Thursday, April 29, 2010

The world of onions

Anne's onions One thing you’re bound to see at the allotment is plenty of onions, but do you really ‘know your onions’? (a phrase which dates from the 1920’s apparently…).

Cultivated onions were actually brought over to this country by the Romans and the name probably came from the Latin ‘unio’. However the Anglo Saxons called an onion ‘cipe’ which is related to our modern day ‘chives’.

Onions were actually worshipped by the Egyptians two and a half thousand years before the Romans (along with cabbage apparently!). The Egyptians saw eternal life in the anatomy of the onion because of its structure of circles inside circles. Paintings of onions appear on the inner walls of the pyramids and in the tombs. The onion was used as a funeral offering and onions are depicted on banquet tables and shown upon the altars of the gods. They have also been found actually in the mummies themselves.

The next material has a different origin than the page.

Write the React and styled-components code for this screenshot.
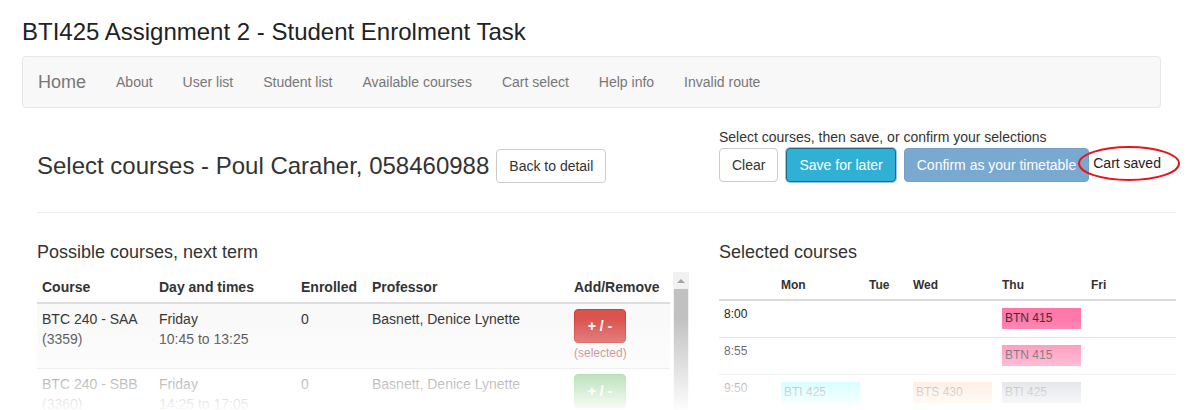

In Pompeii Pliny the Elder wrote about the onion and cabbage patches in Pompeii and Roman beliefs regarding the efficacy of onions in amongst other things curing vision, inducing sleep and healing mouth sores and dog bites not to mention helping with dysentery and toothache (what more do you want?) Today too onions are associated with antiseptic and health giving properties. Romans would bring onions with them on their journeys to the provinces such as  Britain, where they have been continually used to the present day.

Dioscorides, a Greek physician in the first century A.D., noted several medicinal uses of onions. The Greeks used onions to fortify athletes for the Olympic Games and athletes would consume pounds of onions, drink onion juice and rub onions on their bodies before the games started.

So, we’re not suggesting like the Ancient Greeks you also rub onion juice on yourself before the physical efforts involved in growing vegetables, but just be happy you’re continuing a very longstanding activity!